Government often convinces people that it is giving them something for “free”. Take someone on any number of social welfare programs for example. Persons on such programs usually pay little if any taxes but receive “free” money from the government. But that money still had to come from somewhere. There is not a magical money tree at the United States Treasury where federal employees just harvest dollar bills after all.

That somewhere from whence this money comes is out of the pockets of Americans that make enough money to have the oh so pleasant fortune of being taxed each year. You might know them better as the evil “rich”.

They are the doctors, engineers, nurses, and small businessmen in the upper 25% of income earners who pay 84% of taxes. They are the ones that incur a cost when they contribute to that pot of “free” money so many other Americans enjoy the benefits from.

Do they sit there and take it? Well, they could.

But if they did what would that mean? It would mean that they ultimately they would have less disposable income. And when you have less disposable income you do not tend to buy things that you do not need.

Take $20,000 in taxes from a doctor because she can “afford it” and she has $20,000 less to spend. That means that maybe she does not hire (for example) the contractor to come to her home and add a family room. In turn the contractor does not hire an electrician or a carpenter or a person to hang dry wall. The contractor also does not buy nails or lumber. Which means the lumber mill and the nail plant need fewer workers. Then the steel plant that provides the steel for the nails casts less metal and also needs fewer employees and the iron mines need less labor as well and so on down the chain.

All this happens when you levy taxes on the “rich” to give “free” stuff to others. You might ding the “rich” in the pocket book but the ripple effect hurts the low skilled and low income workers the most. When the lumber mill or the nail plant or the steel mill or the paint manufacturing plant or the dry wall factory reduces its work force or perhaps shuts down entirely who really suffers? Not the doctor making $100,000 a year who sees only $80,000 because of taxes as much as the workers at the nail plant who have gone from $25,000 a year to $0.

Sure, that money that was taken and which began this vicious spiral downwards will be given to these now struggling workers by the benevolent government. But would they not rather actually be working hard and have job security and being productive rather than sitting around and waiting for government assistance?

And on top of this as the downward spiral continues to shut down plants, businesses and factories the “rich” who owned them and used to make that money which was taxed make less money as well.

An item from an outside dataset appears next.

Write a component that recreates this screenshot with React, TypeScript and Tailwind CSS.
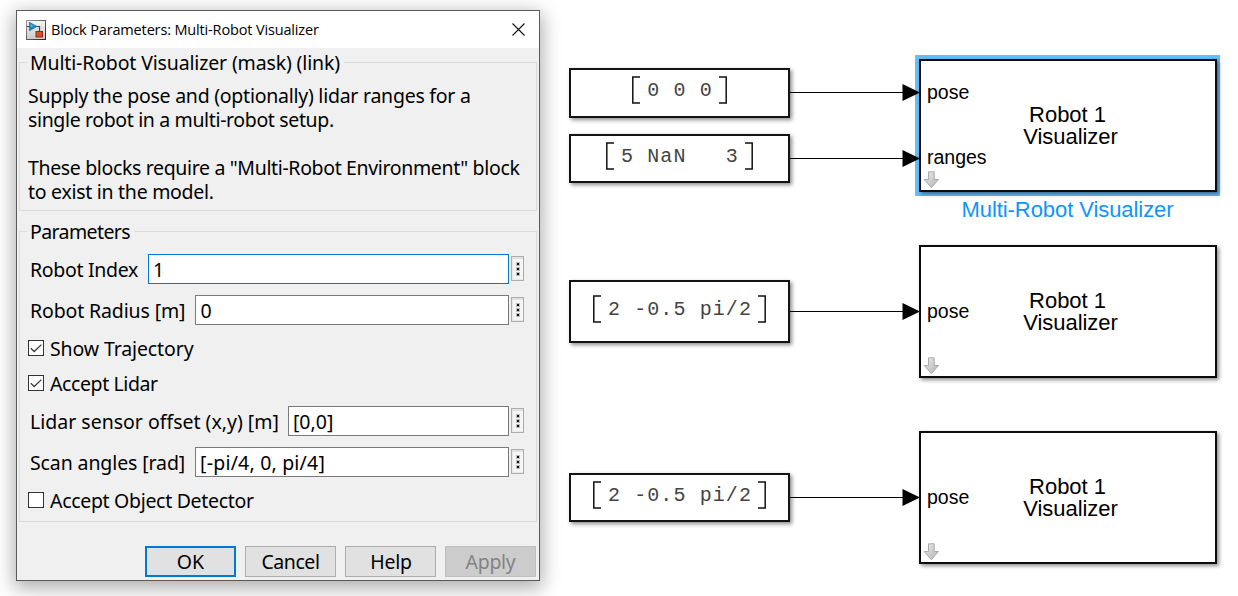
import { ReactNode } from 'react';

function AppIcon() {
  return (
    <svg width="20" height="20" viewBox="0 0 20 20" className="block">
      <defs>
        <linearGradient id="frame" x1="0" y1="0" x2="1" y2="1">
          <stop offset="0" stopColor="#9a9a9a" />
          <stop offset="1" stopColor="#222" />
        </linearGradient>
        <linearGradient id="face" x1="0" y1="0" x2="0" y2="1">
          <stop offset="0" stopColor="#f4f4f4" />
          <stop offset="1" stopColor="#c9cccd" />
        </linearGradient>
      </defs>
      <rect width="20" height="20" fill="url(#frame)" />
      <rect x="1" y="1" width="18" height="18" fill="url(#face)" />
      <path d="M1 6.5H4M9 6.5H13.5V12" stroke="#3c4a52" strokeWidth="1.2" fill="none" />
      <path d="M3.4 2.2L11 6.5L3.4 10.8Z" fill="#2084b8" stroke="#17648f" strokeWidth=".6" />
      <path d="M4.5 4L8 6L4.5 7Z" fill="#59b4df" />
      <rect x="10" y="11.5" width="6.5" height="5.5" fill="#d9502b" stroke="#8f2b12" strokeWidth="1" />
    </svg>
  );
}

function Group({ title, children, className }: { title: ReactNode; children: ReactNode; className: string }) {
  return (
    <section className={`flex flex-col border border-[#dcdcdc] ${className}`}>
      <h2 className="-mt-[12px] ml-[7px] h-6 self-start bg-[#f0f0f0] pr-1 pl-[3px] leading-6 whitespace-nowrap">{title}</h2>
      {children}
    </section>
  );
}

function Field({ label, value, focused = false, spacing, gap }: { label: ReactNode; value: ReactNode; focused?: boolean; spacing: string; gap: string }) {
  return (
    <div className={`flex h-[30px] items-start pr-3 pl-[10px] ${spacing}`}>
      <label className={`shrink-0 leading-[31px] whitespace-nowrap ${gap}`}>{label}</label>
      <div className={`h-[30px] min-w-0 flex-1 border bg-white pl-1 leading-[29px] whitespace-nowrap ${focused ? 'border-[#0078d7]' : 'border-[#7a7a7a]'}`}>
        {value}
      </div>
      <button className="mt-[2px] ml-[2px] flex h-[25px] w-[13px] shrink-0 flex-col items-start border border-[#adadad] bg-[#f5f5f5] pt-[5px] pl-[4px] shadow-[inset_0_2px_0_#e1e1e1,inset_1px_0_0_#e8e8e8,inset_0_-1px_0_#e8e8e8]">
        <svg width="4" height="14" viewBox="0 0 4 14" className="block" shapeRendering="crispEdges">
          {[0, 5, 10].map((y) => (
            <g key={y}>
              <rect x="0" y={y} width="4" height="4" fill="#bdbdbd" />
              <rect x="1" y={y + 1} width="2" height="2" fill="#111" />
            </g>
          ))}
        </svg>
      </button>
    </div>
  );
}

function Check({ label, checked = false, spacing }: { label: ReactNode; checked?: boolean; spacing: string }) {
  return (
    <div className={`flex h-4 items-center pl-2 ${spacing}`}>
      <span className="flex h-4 w-4 items-center justify-center border border-[#333] bg-white">
        {checked && (
          <svg width="14" height="14" viewBox="0 0 14 14" className="block">
            <path d="M1.8 7.2L5.2 10.5L12.4 3.6" fill="none" stroke="#3a3a3a" strokeWidth="1.3" />
          </svg>
        )}
      </span>
      <span className="relative top-[1px] ml-[6px] leading-6 whitespace-nowrap">{label}</span>
    </div>
  );
}

function Dialog() {
  return (
    <div className="mt-[10px] ml-4 flex h-[571px] w-[524px] shrink-0 flex-col border border-[#5a5a5a] bg-[#f0f0f0] font-['Noto_Sans',sans-serif] text-[19.5px] text-black shadow-[0_5px_18px_2px_rgba(0,0,0,0.33)]">
      <header className="flex h-[37px] shrink-0 items-center bg-white pr-[14px] pl-[9px]">
        <AppIcon />
        <span className="ml-[5px] font-['Open_Sans',sans-serif] text-[14.5px] tracking-[-0.15px]">Block Parameters: Multi-Robot Visualizer</span>
        <svg width="13" height="13" viewBox="0 0 13 13" className="mb-px ml-auto block">
          <path d="M.5 .5L12.5 12.5M12.5 .5L.5 12.5" stroke="#111" strokeWidth="1.1" />
        </svg>
      </header>

      <Group className="mt-[14px] mr-[2px] ml-[2px] h-[149px] shrink-0" title={<span className="tracking-[-0.15px]">Multi-Robot Visualizer (mask) (link)</span>}>
        <div className="mt-[9px] ml-2 leading-6 whitespace-nowrap">
          <p className="tracking-[-0.25px]">Supply the pose and (optionally) lidar ranges for a</p>
          <p className="tracking-[-0.36px]">single robot in a multi-robot setup.</p>
          <p className="mt-6 tracking-[-0.35px]">These blocks require a "Multi-Robot Environment" block</p>
          <p className="tracking-[-0.28px]">to exist in the model.</p>
        </div>
      </Group>

      <Group className="mt-5 mr-[2px] ml-[2px] h-[291px] shrink-0" title={<span className="tracking-[-0.6px]">Parameters</span>}>
        <Field spacing="mt-[10px]" gap="mr-[10px]" focused label={<span className="tracking-[-0.3px]">Robot Index</span>} value="1" />
        <Field spacing="mt-[11px]" gap="mr-[10px]" label={<span className="tracking-[-0.13px]">Robot Radius [m]</span>} value="0" />
        <Check spacing="mt-[15px]" checked label={<span className="tracking-[-0.12px]">Show Trajectory</span>} />
        <Check spacing="mt-[19px]" checked label={<span className="tracking-[-0.4px]">Accept Lidar</span>} />
        <Field spacing="mt-[15px]" gap="mr-[9px]" label="Lidar sensor offset (x,y) [m]" value="[0,0]" />
        <Field spacing="mt-[11px]" gap="mr-[10px]" label={<span className="tracking-[-0.11px]">Scan angles [rad]</span>} value={<span className="tracking-[0.2px]">[-pi/4, 0, pi/4]</span>} />
        <Check spacing="mt-[15px]" label={<span className="tracking-[-0.31px]">Accept Object Detector</span>} />
      </Group>

      <footer className="mt-6 mr-[3px] flex justify-end gap-[9px]">
        <button className="flex h-[31px] w-[91px] justify-center border-2 border-[#0078d7] bg-[#e1e1e1] leading-[28px]">OK</button>
        <button className="flex h-[31px] w-[91px] justify-center border border-[#adadad] bg-[#e1e1e1] leading-[30px] tracking-[-0.45px]">Cancel</button>
        <button className="flex h-[31px] w-[91px] justify-center border border-[#adadad] bg-[#e1e1e1] pl-px leading-[30px] tracking-[-0.3px]">Help</button>
        <button className="flex h-[31px] w-[91px] justify-center border border-[#bfbfbf] bg-[#cccccc] leading-[30px] tracking-[-0.3px] text-[#838383]">Apply</button>
      </footer>
    </div>
  );
}

function ConstantBlock({ place, pad, value }: { place: string; pad: string; value: string }) {
  return (
    <div className={`absolute left-[569px] flex w-[221px] items-start justify-center border-2 border-[#141414] bg-white shadow-[2px_2px_4px_rgba(0,0,0,0.45)] ${place} ${pad}`}>
      <svg width="8" height="28" viewBox="0 0 8 28" className="block">
        <path d="M8 1H.8V27H8" fill="none" stroke="#111" strokeWidth="1.5" />
      </svg>
      <span className="mr-[6px] ml-[7px] pt-[2px] font-['Liberation_Mono',monospace] text-[20px] leading-[26px] tracking-[1.1px] whitespace-pre text-[#444]">{value}</span>
      <svg width="8" height="28" viewBox="0 0 8 28" className="block">
        <path d="M0 1H7.2V27H0" fill="none" stroke="#111" strokeWidth="1.5" />
      </svg>
    </div>
  );
}

function Wire({ place }: { place: string }) {
  return (
    <svg width="130" height="18" viewBox="0 0 130 18" className={`absolute left-[790px] block ${place}`}>
      <path d="M0 9.5H114" stroke="#000" strokeWidth="1" />
      <path d="M112.5 1V18L130 9.5Z" fill="#000" />
    </svg>
  );
}

function DownArrow() {
  return (
    <svg width="16" height="18" viewBox="0 0 16 18" className="absolute bottom-[1px] left-[2px] block">
      <defs>
        <linearGradient id="arrow" x1="0" y1="0" x2="1" y2="1">
          <stop offset="0" stopColor="#eee" />
          <stop offset="1" stopColor="#b0b0b0" />
        </linearGradient>
      </defs>
      <path d="M5.5 .8H11.2V8.5H15.5L8.4 16.7L1.2 8.5H5.5Z" fill="url(#arrow)" stroke="#aaa" strokeWidth="1" />
    </svg>
  );
}

function VisualizerBlock({ place, selected = false, ports }: { place: string; selected?: boolean; ports: { name: string; at: string }[] }) {
  return (
    <>
      {selected && <div className="absolute top-[55px] left-[915px] h-[141px] w-[305px] bg-[#64befd]" />}
      <div className={`absolute left-[919px] h-[133px] w-[298px] border-2 border-[#0c0c0c] bg-white pt-[43px] font-['Liberation_Sans',Arial,sans-serif] text-black shadow-[2px_2px_4px_rgba(0,0,0,0.45)] ${place}`}>
        <div className="pl-[5px] text-center text-[22px] leading-[22px] tracking-[-0.05px] whitespace-pre">
          <div>{'Robot 1 '}</div>
          <div>Visualizer</div>
        </div>
        {ports.map((p) => (
          <span key={p.name} className={`absolute left-[6px] text-[19.5px] leading-6 ${p.at}`}>{p.name}</span>
        ))}
        <DownArrow />
      </div>
    </>
  );
}

export default function App() {
  return (
    <main className="relative flex h-[596px] w-[1238px] overflow-hidden bg-white">
      <Dialog />

      <ConstantBlock place="top-[68px] h-[50px]" pad="pt-[6px]" value="0 0 0" />
      <ConstantBlock place="top-[134px] h-[49px]" pad="pt-[6px]" value="5 NaN   3" />
      <ConstantBlock place="top-[280px] h-[63px]" pad="pt-[13px]" value="2 -0.5 pi/2" />
      <ConstantBlock place="top-[473px] h-[49px]" pad="pt-[6px]" value="2 -0.5 pi/2" />

      <VisualizerBlock place="top-[59px]" selected ports={[{ name: 'pose', at: 'top-[19px]' }, { name: 'ranges', at: 'top-[84px]' }]} />
      <VisualizerBlock place="top-[245px]" ports={[{ name: 'pose', at: 'top-[52px]' }]} />
      <VisualizerBlock place="top-[431px]" ports={[{ name: 'pose', at: 'top-[52px]' }]} />
      <div className="absolute top-[197px] left-[915px] w-[305px] text-center font-['Liberation_Sans',Arial,sans-serif] text-[22px] leading-[26px] tracking-[-0.07px] text-[#0d94ff]">Multi-Robot Visualizer</div>

      <Wire place="top-[83px]" />
      <Wire place="top-[149px]" />
      <Wire place="top-[302px]" />
      <Wire place="top-[488px]" />
    </main>
  );
}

That means there is less and less money to send down to the social welfare recipients. It’s not a good outcome for anyone except maybe those that have been given the power to control such programs.

Ok, now must we return to reality. In reality, the people who are taxed don’t usually just “take it”. Nope, they do something about having their pocket books raided.

They make up for the chunk of money taken from their paychecks by raising their rates for the goods and services they provide. They pass the cost of the “free” stuff on. Then the next person in the chain passes on this increased cost plus ads in their own and so on. Ultimately, the ability to pass on costs hits a dead end where those at the bottom of the ladder are left with no one else to pass the incurred costs to. They are essentially left holding the bill for their own “free” money and bear the cost of everything they have struggled to gain or, more correctly, that they have taken from the labor of others.

This certainly is no better than if the “rich” just sat there and took it when the government raided their salaries. The poorest Americans still suffer in a no-win situation caused by ever expanding government which requires more and more money to feed its hunger.

So the question is why do we continue to delude ourselves into clamoring for “free” stuff be it a welfare check or universal health care schemes? And why do we turn to the government for it when it is only hurting us in the end? I suppose we are just gluttons for punishment.